Ketua Komisi Pertahanan Mahfud Siddiq meminta RUU PKS bisa mendefinisikan situasi konflik sosial yang memungkinkan penggunaan kekuatan militer. Hal ini untuk menghindari penyalahgunaan wewenang oleh TNI dan Polri.
Menurut Mahfud seharusnya TNI dan Polri tidak dilibatkan dalam penanganan konflik sosial. Alasannya, dari beberapa konflik sosial yang terjadi justru melibatkan TNI dan Polri. "Bagaimana mungkin TNI dan Porli terlibat konflik tapi mereka yang atur sendiri, supremasinya bagaimana, dan substansinya tidak bisa," ujar Mahfud.
Perdebatan keterlibatan TNI dan Polri dalam menangani konflik sosial, kata Priyo, harus dituntaskan pansus dalam waktu satu minggu.

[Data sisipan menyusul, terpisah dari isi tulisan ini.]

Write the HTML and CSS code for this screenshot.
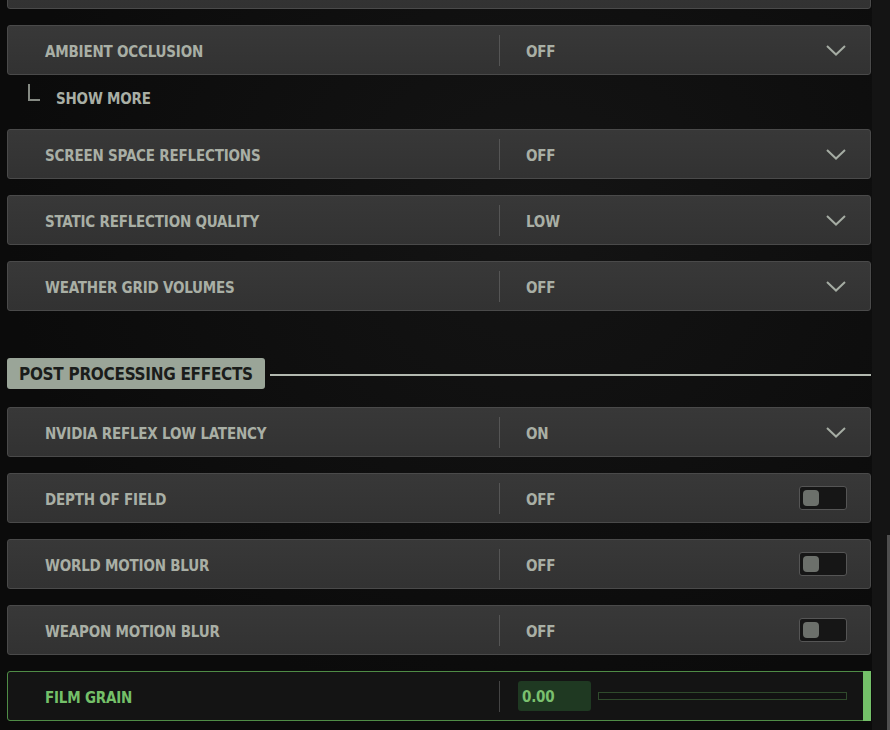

Menurut dia, TNI dan Polri bisa saja dilibatkan, tapi dengan mekanisme baku agar tidak mudah bagi pejabat mengerahkan pasukan.
Selama ini undang undang hanya mengizinkan pengerahan TNI oleh presiden, sedangkan konflik sosial sering terjadi di tingkat lokal. "Apakah harus digerakkan presiden, atau cukup dengan formula yang diusulkan bupati dan muspida, ini yang harus diluruskan."